UCL News


Four factors tied to need for cesarean delivery

13 March 2006

The likelihood that a pregnant woman will have to undergo an unplanned c-section delivery after starting labor can be predicted by four parameters, British researchers have shown.

Dr Elizabeth Peregrine [UCL Obstetrics & Gynaecology] and colleagues … studied 267 women at 36 weeks gestation or later who were scheduled for induction of labor.

Eighty women (30 percent) ended up having an emergency cesarean.
Of all the measures assessed, four factors in particular were strongly tied to the need for a c-section.

Having never had a previous pregnancy raised the chances 20-fold. A body mass index over 30 (obese) was tied to 6-fold greater risk, while being tall reduced the chances slightly. Finally, a longer cervix measured by ultrasound was associated with a higher chance of having a cesarean.

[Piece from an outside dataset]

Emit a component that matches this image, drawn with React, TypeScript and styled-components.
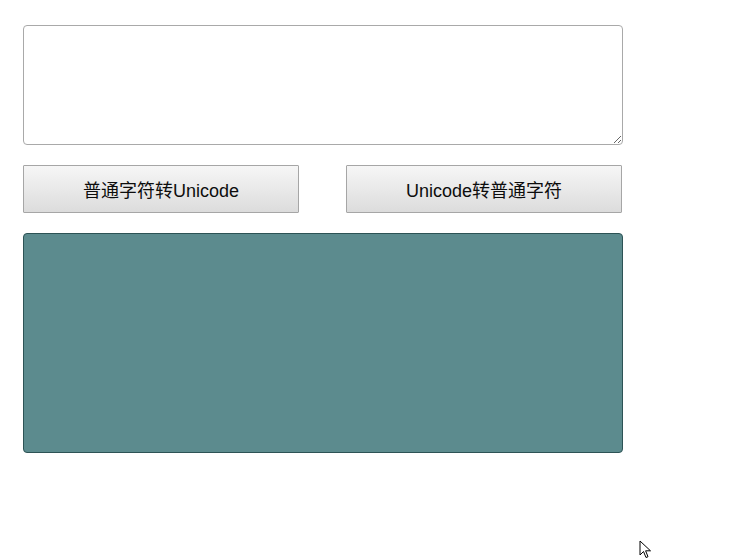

When these factors were considered together they were "reasonably" accurate in predicting who would undergo a cesarean, Peregrine's team reports in the medical journal 'Obstetrics & Gynecology'. …

Before the study's findings can be used to counsel women, they need to be validated, she added, and that is under way. If the results prove accurate, women could be told their risk of having an emergency cesarean delivery - and those at high risk could be offered the chance to have a planned c-section.